## Problem:
Which lines include the word "that"? Copy each of them.

[Interface markup and scripts]
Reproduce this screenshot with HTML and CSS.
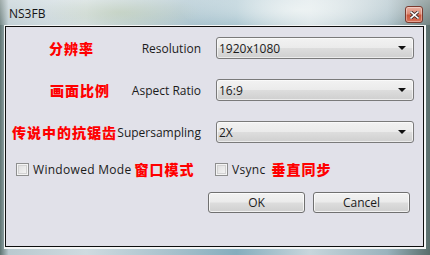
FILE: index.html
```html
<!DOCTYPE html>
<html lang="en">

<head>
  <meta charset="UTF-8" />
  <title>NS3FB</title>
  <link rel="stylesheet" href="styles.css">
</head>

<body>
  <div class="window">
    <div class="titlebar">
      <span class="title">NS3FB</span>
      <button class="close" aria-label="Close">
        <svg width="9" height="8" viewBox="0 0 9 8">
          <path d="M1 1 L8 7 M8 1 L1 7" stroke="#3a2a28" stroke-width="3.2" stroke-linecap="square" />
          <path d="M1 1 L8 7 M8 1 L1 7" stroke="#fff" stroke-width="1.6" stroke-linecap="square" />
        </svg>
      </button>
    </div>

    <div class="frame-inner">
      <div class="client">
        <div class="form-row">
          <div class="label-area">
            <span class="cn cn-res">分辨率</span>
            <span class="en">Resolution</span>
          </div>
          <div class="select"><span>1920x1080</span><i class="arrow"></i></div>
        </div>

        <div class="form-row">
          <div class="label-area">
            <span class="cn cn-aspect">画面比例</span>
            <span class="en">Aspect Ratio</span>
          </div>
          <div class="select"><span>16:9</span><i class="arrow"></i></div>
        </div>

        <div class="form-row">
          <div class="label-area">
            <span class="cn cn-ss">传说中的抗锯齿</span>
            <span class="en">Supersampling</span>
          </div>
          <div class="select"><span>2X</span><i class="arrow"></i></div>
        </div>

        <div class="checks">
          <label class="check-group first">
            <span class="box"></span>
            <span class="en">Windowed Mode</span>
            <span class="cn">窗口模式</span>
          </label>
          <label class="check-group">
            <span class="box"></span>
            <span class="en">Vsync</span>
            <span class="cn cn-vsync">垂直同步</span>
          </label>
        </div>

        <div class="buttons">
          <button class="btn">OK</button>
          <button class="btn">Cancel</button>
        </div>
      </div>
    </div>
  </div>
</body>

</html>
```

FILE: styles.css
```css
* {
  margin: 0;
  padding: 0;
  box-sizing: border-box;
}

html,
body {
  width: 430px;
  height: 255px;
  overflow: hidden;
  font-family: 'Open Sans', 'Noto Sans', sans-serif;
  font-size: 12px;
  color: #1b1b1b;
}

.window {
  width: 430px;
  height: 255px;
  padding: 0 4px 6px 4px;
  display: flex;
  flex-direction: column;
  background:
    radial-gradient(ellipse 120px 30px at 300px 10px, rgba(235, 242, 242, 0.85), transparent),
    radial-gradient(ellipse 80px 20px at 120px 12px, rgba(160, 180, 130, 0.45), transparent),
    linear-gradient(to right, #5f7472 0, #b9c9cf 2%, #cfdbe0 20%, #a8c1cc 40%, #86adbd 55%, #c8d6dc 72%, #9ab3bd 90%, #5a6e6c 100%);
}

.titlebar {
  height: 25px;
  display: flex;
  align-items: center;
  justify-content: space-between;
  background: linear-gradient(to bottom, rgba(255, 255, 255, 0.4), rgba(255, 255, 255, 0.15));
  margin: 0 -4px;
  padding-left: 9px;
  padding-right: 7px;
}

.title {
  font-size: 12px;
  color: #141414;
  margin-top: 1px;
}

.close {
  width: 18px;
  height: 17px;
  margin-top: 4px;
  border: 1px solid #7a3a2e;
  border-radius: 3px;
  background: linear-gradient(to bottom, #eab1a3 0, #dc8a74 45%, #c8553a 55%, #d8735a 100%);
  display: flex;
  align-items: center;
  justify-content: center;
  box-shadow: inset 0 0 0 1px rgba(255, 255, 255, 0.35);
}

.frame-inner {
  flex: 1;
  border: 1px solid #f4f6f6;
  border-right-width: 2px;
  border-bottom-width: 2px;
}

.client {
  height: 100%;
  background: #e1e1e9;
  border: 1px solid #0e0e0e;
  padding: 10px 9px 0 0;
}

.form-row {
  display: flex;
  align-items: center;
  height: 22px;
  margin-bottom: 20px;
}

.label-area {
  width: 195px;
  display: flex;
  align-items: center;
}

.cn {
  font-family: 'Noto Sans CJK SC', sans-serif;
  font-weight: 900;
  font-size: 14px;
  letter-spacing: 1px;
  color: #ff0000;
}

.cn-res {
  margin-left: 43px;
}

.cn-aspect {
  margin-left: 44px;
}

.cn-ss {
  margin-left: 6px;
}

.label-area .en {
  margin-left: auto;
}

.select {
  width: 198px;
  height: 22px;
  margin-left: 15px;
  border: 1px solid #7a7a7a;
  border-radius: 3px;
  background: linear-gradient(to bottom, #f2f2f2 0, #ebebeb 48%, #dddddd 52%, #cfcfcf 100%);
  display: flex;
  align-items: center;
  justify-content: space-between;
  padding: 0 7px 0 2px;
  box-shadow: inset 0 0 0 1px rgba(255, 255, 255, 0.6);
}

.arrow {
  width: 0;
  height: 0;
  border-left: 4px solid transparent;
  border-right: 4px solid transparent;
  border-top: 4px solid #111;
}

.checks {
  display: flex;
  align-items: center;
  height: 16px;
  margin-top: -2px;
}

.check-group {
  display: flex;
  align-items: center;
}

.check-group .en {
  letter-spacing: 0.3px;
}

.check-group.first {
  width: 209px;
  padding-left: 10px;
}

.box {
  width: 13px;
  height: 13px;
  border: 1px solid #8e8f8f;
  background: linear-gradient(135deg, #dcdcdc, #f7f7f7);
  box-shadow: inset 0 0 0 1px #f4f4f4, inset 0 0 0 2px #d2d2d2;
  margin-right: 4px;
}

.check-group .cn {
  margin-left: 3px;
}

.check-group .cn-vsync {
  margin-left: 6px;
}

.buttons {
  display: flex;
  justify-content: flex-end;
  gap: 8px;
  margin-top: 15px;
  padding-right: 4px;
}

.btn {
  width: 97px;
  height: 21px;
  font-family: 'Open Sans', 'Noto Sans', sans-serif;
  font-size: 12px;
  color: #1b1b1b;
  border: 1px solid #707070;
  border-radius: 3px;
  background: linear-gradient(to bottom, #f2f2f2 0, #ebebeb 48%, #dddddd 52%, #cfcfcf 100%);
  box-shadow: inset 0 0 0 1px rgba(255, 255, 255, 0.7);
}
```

==

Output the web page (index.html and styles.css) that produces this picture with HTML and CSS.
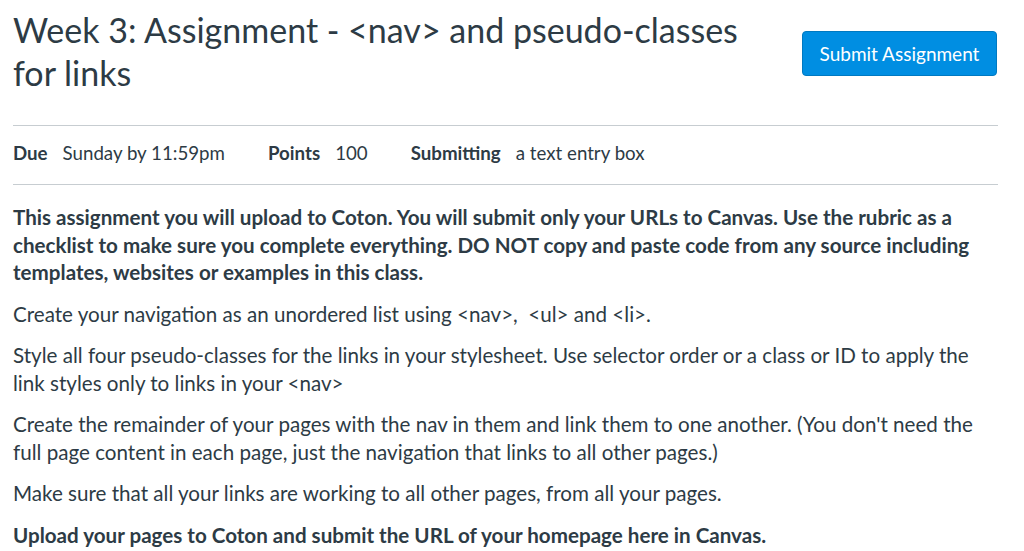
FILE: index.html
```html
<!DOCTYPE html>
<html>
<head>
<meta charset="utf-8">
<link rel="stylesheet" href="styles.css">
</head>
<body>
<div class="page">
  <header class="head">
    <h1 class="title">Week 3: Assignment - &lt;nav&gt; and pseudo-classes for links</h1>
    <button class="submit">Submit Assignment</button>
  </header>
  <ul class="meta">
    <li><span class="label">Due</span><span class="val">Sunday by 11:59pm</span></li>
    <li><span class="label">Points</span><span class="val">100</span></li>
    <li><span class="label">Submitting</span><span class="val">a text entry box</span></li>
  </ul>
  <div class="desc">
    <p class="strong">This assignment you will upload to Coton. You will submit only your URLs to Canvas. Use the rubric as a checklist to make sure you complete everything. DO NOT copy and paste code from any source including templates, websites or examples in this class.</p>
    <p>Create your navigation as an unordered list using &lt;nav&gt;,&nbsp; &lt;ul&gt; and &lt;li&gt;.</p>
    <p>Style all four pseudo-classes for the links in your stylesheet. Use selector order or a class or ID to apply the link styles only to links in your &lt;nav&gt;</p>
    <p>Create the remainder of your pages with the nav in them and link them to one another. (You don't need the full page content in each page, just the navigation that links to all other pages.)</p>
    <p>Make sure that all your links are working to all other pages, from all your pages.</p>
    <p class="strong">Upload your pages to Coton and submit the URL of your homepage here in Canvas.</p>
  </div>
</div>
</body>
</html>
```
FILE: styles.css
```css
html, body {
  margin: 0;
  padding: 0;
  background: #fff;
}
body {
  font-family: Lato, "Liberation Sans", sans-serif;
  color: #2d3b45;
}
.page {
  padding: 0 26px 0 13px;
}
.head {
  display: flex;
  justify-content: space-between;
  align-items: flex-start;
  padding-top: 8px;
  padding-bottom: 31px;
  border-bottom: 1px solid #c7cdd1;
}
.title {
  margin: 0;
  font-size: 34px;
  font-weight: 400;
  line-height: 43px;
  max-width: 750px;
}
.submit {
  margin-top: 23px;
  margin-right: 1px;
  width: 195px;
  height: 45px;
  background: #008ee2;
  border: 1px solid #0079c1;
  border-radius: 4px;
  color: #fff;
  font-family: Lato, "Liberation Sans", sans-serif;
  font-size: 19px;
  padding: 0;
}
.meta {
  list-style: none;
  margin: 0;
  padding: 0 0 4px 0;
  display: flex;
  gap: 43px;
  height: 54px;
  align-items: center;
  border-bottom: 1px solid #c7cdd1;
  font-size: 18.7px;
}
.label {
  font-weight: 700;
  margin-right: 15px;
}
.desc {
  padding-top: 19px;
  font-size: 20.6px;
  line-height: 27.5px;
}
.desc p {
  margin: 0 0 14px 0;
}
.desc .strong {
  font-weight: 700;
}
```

## Solution for this exercise:
Output the web page (index.html and styles.css) that produces this picture with HTML and CSS.
    <p>Create the remainder of your pages with the nav in them and link them to one another. (You don't need the full page content in each page, just the navigation that links to all other pages.)</p>
    <p>Make sure that all your links are working to all other pages, from all your pages.</p>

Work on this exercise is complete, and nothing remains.